The book opens with a succinct introduction (Chapter 1) that establishes the work's two overarching research objectives, one methodological and the other theoretical. Methodologically, the work aspires to develop a ‘biography of place’ that is attuned to the dynamic creation of meaning through human spatial experience and perception. This biography captures not only the negotiated, historical quality of spatial form but also the sensual qualities of spatial practice. Theoretically, the book reframes investigations of the ‘political dynamics of place-making’ around a topological, rather than a territorial, understanding of place. This entails a relational approach that defines circuits of movement and flow across disparate geographies, crystallising in the production of locales of distinct power.
Chapter 2 broaches the theoretical issues by establishing the role of place-making in the work of politics. Importantly, the argument here does not recapitulate the case for the relational co-constitution of humans and landscape, which has been made elsewhere. Rather, the author pushes this premise further by asking how privileged locations, or places, “coalesce in contexts of movement” (p. 19). The question is a critical one for studies of both politics and landscape as it concerns the vital point of articulation between the fixed and the fluid, the stable and the dynamic. It is in the relationship between these that the capacity for authority emerges.
Chapter 3 sets out the physiographic and environmental setting of the book, while Chapter 4 provides a detailed archaeological account of Khonkho Wankane, the place of principal concern to the analysis. Both are extensive discussions that warrant the attention of Andeanists. But it is in Chapters 5, 6 and 7 that the promise of a biographical approach to place is established.
In Chapter 5, the author's analytical lens is at its widest, attending to the flows of people and animals through the region via the camelid-based caravan trade. Smith provides a powerful case for the primacy of topologies over territories, illuminating the impact of regional flows in the making of emergent places. In Chapters 6 and 7, the resolution of the analytical gaze is refined to attend more directly to Khonkho Wankane and the ritual practices established at the site. Here, the complementary techniques of space syntax and proxemic analysis are brought together to provide an elegant account of the appropriation of space to the production of a powerful imagination of place. Smith shows quite convincingly how seasonal ritual practice at Khonkho Wankane initially coalesced around rituals that emphasised the convergence of diverse communities on the site, establishing it as an axis mundi. Feasting in intimate, accessible settings of ritual significance was clearly vital to this effort to locate the site within a broadly distributed cosmological cartography. Smith, however, argues that the expansion of the site's regional significance also involved a dramatic transformation of ritual practice. By the Late Khonkho period, the sensory experience of ritual had changed as alterations to the built environment led to a precipitous decline in the role of food, an increase in the control effected over spaces of ritual and a new emphasis on larger spectacle over more intimate forms. The intellectual accomplishment of these chapters is that they provide a rich account of the experience and perception of space without falling into the epistemological traps that can beset avowedly phenomenological approaches.

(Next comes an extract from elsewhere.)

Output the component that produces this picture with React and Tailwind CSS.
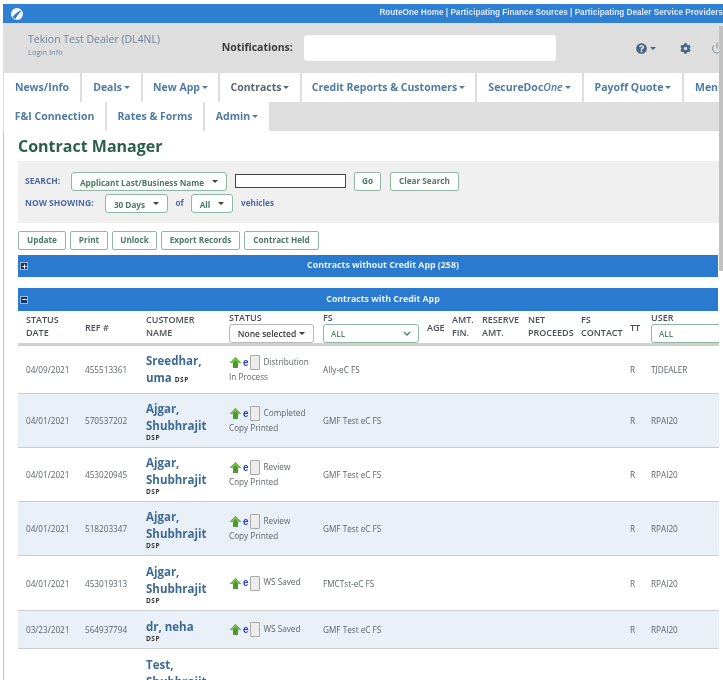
import { FaQuestionCircle, FaCog, FaPlus, FaMinus } from "react-icons/fa";
import { FiPower } from "react-icons/fi";

const FONT = "font-['Open_Sans',sans-serif]";

const ROW1 = [
  { label: "News/Info", w: "w-[76px]" },
  { label: "Deals", w: "w-[59px]", caret: true },
  { label: "New App", w: "w-[75px]", caret: true },
  { label: "Contracts", w: "w-[80px]", caret: true, active: true },
  { label: "Credit Reports & Customers", w: "w-[173px]", caret: true },
  { label: "SecureDoc", em: "One", w: "w-[105px]", caret: true },
  { label: "Payoff Quote", w: "w-[98px]", caret: true },
  { label: "Menu", w: "w-[80px] justify-start pl-[11px]" },
];

const ROW2 = [
  { label: "F&I Connection", w: "w-[101px]" },
  { label: "Rates & Forms", w: "w-[96px]" },
  { label: "Admin", w: "w-[64px]", caret: true },
];

const ROWS = [
  { date: "04/09/2021", ref: "455513361", name: ["Sreedhar,"], tail: "uma", status: "Distribution", sub: "In Process", fs: "Ally-eC FS", user: "TJDEALER", h: "h-[48px]" },
  { date: "04/01/2021", ref: "570537202", name: ["Ajgar,", "Shubhrajit"], status: "Completed", sub: "Copy Printed", fs: "GMF Test eC FS", user: "RPAI20", h: "h-[54px]", alt: true },
  { date: "04/01/2021", ref: "453020945", name: ["Ajgar,", "Shubhrajit"], status: "Review", sub: "Copy Printed", fs: "GMF Test eC FS", user: "RPAI20", h: "h-[54px]" },
  { date: "04/01/2021", ref: "518203347", name: ["Ajgar,", "Shubhrajit"], status: "Review", sub: "Copy Printed", fs: "GMF Test eC FS", user: "RPAI20", h: "h-[54px]", alt: true },
  { date: "04/01/2021", ref: "453019313", name: ["Ajgar,", "Shubhrajit"], status: "WS Saved", fs: "FMCTst-eC FS", user: "RPAI20", h: "h-[55px]" },
  { date: "03/23/2021", ref: "564937794", name: ["dr, neha"], status: "WS Saved", fs: "GMF Test eC FS", user: "RPAI20", h: "h-[38px]", alt: true },
];

const GRID = "grid grid-cols-[59px_61px_83px_94px_104px_25px_30px_46px_53px_49px_21px_72px]";

function Caret({ className = "" }) {
  return <span className={`inline-block ml-[2px] w-0 h-0 border-x-[3px] border-x-transparent border-t-[3px] border-t-current align-middle ${className}`} />;
}

function Tab({ t }) {
  return (
    <div className={`${t.w} shrink-0 h-full bg-white flex items-center justify-center text-[10.5px] font-bold whitespace-nowrap ${t.active ? "text-[#5c6670]" : "text-[#4f7ba6]"}`}>
      {t.label}
      {t.em && <em className="font-semibold">{t.em}</em>}
      {t.caret && <Caret />}
    </div>
  );
}

function GreenBtn({ w = "px-[8px]", children }) {
  return (
    <button className={`${w} h-[19px] bg-white border border-[#8fb8a4] rounded-[2px] text-[8.2px] font-bold text-[#4a7a63] whitespace-nowrap`}>
      {children}
    </button>
  );
}

function Select({ w, children }) {
  return (
    <div className={`${w} h-[19px] pt-[3px] bg-white border border-[#8fb8a4] rounded-[3px] flex items-center justify-center text-[8.2px] font-bold text-[#4a7a63] whitespace-nowrap`}>
      {children}
      <Caret className="ml-[8px] -mt-[3px] text-[#33473d]" />
    </div>
  );
}

function Bar({ h, icon, children }) {
  return (
    <div className={`${h} w-[700px] bg-[#2a7ad0] flex items-center relative`}>
      <span className="absolute left-[2px] w-[8px] h-[8px] bg-[#16355f] border border-[#9db8d8] flex items-center justify-center text-white">{icon}</span>
      <span className="w-full text-center text-[8.8px] font-bold text-[#e8f1fb] pl-[30px]">{children}</span>
    </div>
  );
}

function StatusCell({ status, sub }) {
  return (
    <div className="text-[8.2px] text-[#5f6468] leading-[14px]">
      <div className="flex items-center">
        <svg width="13" height="13" viewBox="0 0 13 13" className="shrink-0">
          <path d="M6.5 1 L12.5 7 H9 V12 H4 V7 H0.5 Z" fill="#4a9a30" />
          <path d="M6.5 1 L12.5 7 H9 L6.5 4 L4 7 H0.5 Z" fill="#78bd4c" />
        </svg>
        <span className="text-[10px] font-bold text-[#2a3fc8] leading-none ml-[1px] font-['Liberation_Sans',sans-serif]">e</span>
        <span className="w-[10px] h-[15px] bg-[#ececec] border border-[#a9a9a9] rounded-[1px] ml-[1px] mr-[4px] shrink-0" />
        <span className="-mt-[2px]">{status}</span>
      </div>
      {sub && <div>{sub}</div>}
    </div>
  );
}

function CustomerCell({ name, tail }) {
  return (
    <div className="text-[11.5px] font-bold text-[#3d6a94] leading-[17px]">
      {name.map((n) => <div key={n}>{n}</div>)}
      {tail ? (
        <div>{tail} <span className="text-[6.5px] font-bold tracking-[0.5px] text-[#333]">DSP</span></div>
      ) : (
        <div className="text-[6.5px] font-bold tracking-[0.5px] text-[#333] leading-[7px]">DSP</div>
      )}
    </div>
  );
}

export default function App() {
  return (
    <div className={`${FONT} w-[723px] h-[680px] overflow-hidden relative bg-white pt-[4px] blur-[0.35px]`}>
      {/* top blue strip */}
      <div className="h-[19px] ml-[3px] bg-[#2f7fd3] flex items-center justify-between pl-[8px]">
        <svg width="12" height="12" viewBox="0 0 12 12">
          <circle cx="6" cy="6" r="6" fill="#f4f8fc" />
          <path d="M1.5 9.5 C4 5.5 7 3 11 2.5 C8 5 6 7.5 4.5 11 Z" fill="#2f7fd3" />
        </svg>
        <div className="text-[8.2px] font-bold text-[#dce9f7] whitespace-nowrap font-['Liberation_Sans',sans-serif]">
          RouteOne Home | Participating Finance Sources | Participating Dealer Service Providers
        </div>
      </div>

      <div className="ml-[3px] bg-[#dedede]">
        {/* dealer header */}
        <div className="h-[50px] flex items-center">
          <div className="w-[219px] pl-[25px] pb-[6px]">
            <div className="text-[10.5px] text-[#6d84a0] leading-[14px]">Tekion Test Dealer (DL4NL)</div>
            <div className="text-[7.5px] text-[#6d84a0] leading-[12px]">Login Info</div>
          </div>
          <div className="w-[81px] text-[10.5px] font-bold text-[#3a3a3a]">Notifications:</div>
          <div className="w-[252px] h-[26px] ml-[2px] bg-white rounded-[3px]" />
          <div className="flex items-center text-[#4a6583] ml-[80px]">
            <FaQuestionCircle size={11} />
            <Caret className="ml-[3px]" />
            <FaCog size={11} className="ml-[24px]" />
            <FiPower size={12} className="ml-[20px] text-[#7f8c99]" />
          </div>
        </div>

        {/* nav tabs */}
        <div className="h-[29px] flex gap-[2px] pl-[1px] overflow-hidden">
          {ROW1.map((t) => <Tab key={t.label} t={t} />)}
        </div>
        <div className="h-[29px] flex gap-[2px] pl-[1px]">
          {ROW2.map((t) => <Tab key={t.label} t={t} />)}
        </div>
      </div>

      {/* content */}
      <div className="ml-[3px] border-l border-[#c4c4c4] pl-[14px]">
        <h1 className="h-[30px] flex items-center text-[16px] font-bold text-[#2a6049]">Contract Manager</h1>

        <div className="h-[62px] -mr-[4px] bg-[#f0f0f0] rounded-l-[3px] pl-[7px] pt-[11px]">
          <div className="flex items-center h-[19px]">
            <span className="w-[46px] text-[8.5px] font-bold text-[#4d6aa3]">SEARCH:</span>
            <Select w="w-[156px]">Applicant Last/Business Name</Select>
            <div className="w-[111px] h-[14px] -mt-[2px] ml-[8px] bg-white border border-[#444]" />
            <div className="flex gap-[9px] ml-[8px]">
              <GreenBtn w="w-[27px]">Go</GreenBtn>
              <GreenBtn w="w-[69px]">Clear Search</GreenBtn>
            </div>
          </div>
          <div className="flex items-center h-[19px] mt-[3px]">
            <span className="w-[80px] text-[8.5px] font-bold text-[#4d6aa3]">NOW SHOWING:</span>
            <Select w="w-[63px]">30 Days</Select>
            <span className="w-[23px] text-center text-[8.2px] font-bold text-[#4d6aa3]">of</span>
            <Select w="w-[42px]">All</Select>
            <span className="ml-[8px] text-[8.2px] font-bold text-[#4d6aa3]">vehicles</span>
          </div>
        </div>

        <div className="flex gap-[4px] mt-[8px] mb-[5px]">
          <GreenBtn w="w-[48px]">Update</GreenBtn>
          <GreenBtn w="w-[38px]">Print</GreenBtn>
          <GreenBtn w="w-[45px]">Unlock</GreenBtn>
          <GreenBtn w="w-[79px]">Export Records</GreenBtn>
          <GreenBtn w="w-[75px]">Contract Held</GreenBtn>
        </div>

        <Bar h="h-[22px]" icon={<FaPlus size={5} />}>Contracts without Credit App (258)</Bar>
        <div className="h-[11px]" />
        <Bar h="h-[23px]" icon={<FaMinus size={5} />}>Contracts with Credit App</Bar>

        {/* table */}
        <div className="w-[720px]">
          <div className={`${GRID} h-[35px] pl-[8px] border-b-[3px] border-[#cfcfcf] text-[9px] font-semibold text-[#4a4f55] leading-[13px] items-center`}>
            <div className="pb-[2px]">STATUS<br />DATE</div>
            <div>REF #</div>
            <div className="pb-[2px]">CUSTOMER<br />NAME</div>
            <div className="self-start">
              <div className="h-[13px]">STATUS</div>
              <div className="w-[85px] h-[19px] bg-white border border-[#b9b9b9] rounded-[3px] flex items-center justify-center text-[8.5px] font-semibold text-[#3a3a3a]">
                None selected<Caret className="ml-[3px]" />
              </div>
            </div>
            <div className="self-start">
              <div className="h-[13px]">FS</div>
              <div className="w-[96px] h-[19px] bg-white border border-[#8fb8a4] rounded-[3px] flex items-center justify-between px-[7px] text-[8px] font-semibold text-[#4a8a63]">
                ALL
                <svg width="8" height="5" viewBox="0 0 8 5"><path d="M1 1 L4 4 L7 1" fill="none" stroke="#4a7a63" strokeWidth="1.3" /></svg>
              </div>
            </div>
            <div>AGE</div>
            <div className="pb-[2px]">AMT.<br />FIN.</div>
            <div className="pb-[2px]">RESERVE<br />AMT.</div>
            <div className="pb-[2px]">NET<br />PROCEEDS</div>
            <div className="pb-[2px]">FS<br />CONTACT</div>
            <div>TT</div>
            <div className="self-start">
              <div className="h-[13px]">USER</div>
              <div className="w-[72px] h-[19px] bg-white border border-[#8fb8a4] rounded-[3px] flex items-center px-[7px] text-[8px] font-semibold text-[#4a8a63]">ALL</div>
            </div>
          </div>

          {ROWS.map((r) => (
            <div key={r.ref} className={`${GRID} ${r.h} pl-[8px] items-center text-[8.2px] text-[#5f6468] border-b border-[#c9ced3] ${r.alt ? "bg-[#e9f0f8]" : "bg-white"}`}>
              <div className="pt-[2px]">{r.date}</div>
              <div className="pt-[2px]">{r.ref}</div>
              <CustomerCell name={r.name} tail={r.tail} />
              <StatusCell status={r.status} sub={r.sub} />
              <div className="pt-[2px]">{r.fs}</div>
              <div /><div /><div /><div /><div />
              <div className="pt-[2px]">R</div>
              <div className="pt-[2px]">{r.user}</div>
            </div>
          ))}

          <div className="pl-[8px] pt-[7px] pb-[20px] grid grid-cols-[59px_61px_83px]">
            <div /><div />
            <div className="text-[11.5px] font-bold text-[#3d6a94] leading-[17px]">Test,<br />Shubhrajit</div>
          </div>
        </div>
      </div>

      {/* page scrollbar */}
      <div className="absolute right-0 top-[26px] bottom-0 w-[4px] bg-white">
        <div className="h-[245px] bg-[#c1c1c1]" />
      </div>
    </div>
  );
}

Smith uses Chapter 8 to offer several conclusions regarding the historical transformation of the Lake Titicaca basin (especially the eclipse of Khonkho Wankane and the ascendancy of Tiwanaku) and the theoretical implications of his biographical approach to place. While the book is quite effective overall, there are of course conceptual threads that could have used tighter stitching over the course of the manuscript. For example, the biographical approach to place adopted in the initial chapters is always implicit but only obliquely established as a fully realised methodological insight. Biography is a notoriously selective genre, so how does one craft such a representation of a place? Why is biography preferable to genealogy or history as an approach to the historicity of locations? Similarly, while topology is set in opposition to territory as rival imaginations of political space, the two are intimately related in most contexts. Circuits of movement can ultimately inscribe the polity just as patterns of territorial claim can open and close both the experience and imagination of flows. Indeed, it is the tension between the topological and the territorial that is often the most generative location for political transformation. To wit, the current backlash in Europe and North America to globalisation involves the negotiation of just this tension between a global topology of flow and a territoriality of national power.
In sum, Landscape and politics in the ancient Andes is an important and original contribution to the emerging archaeology of sovereignty and to the sustained conversation in archaeology and allied fields regarding the co-constitution of our landscapes and our politics.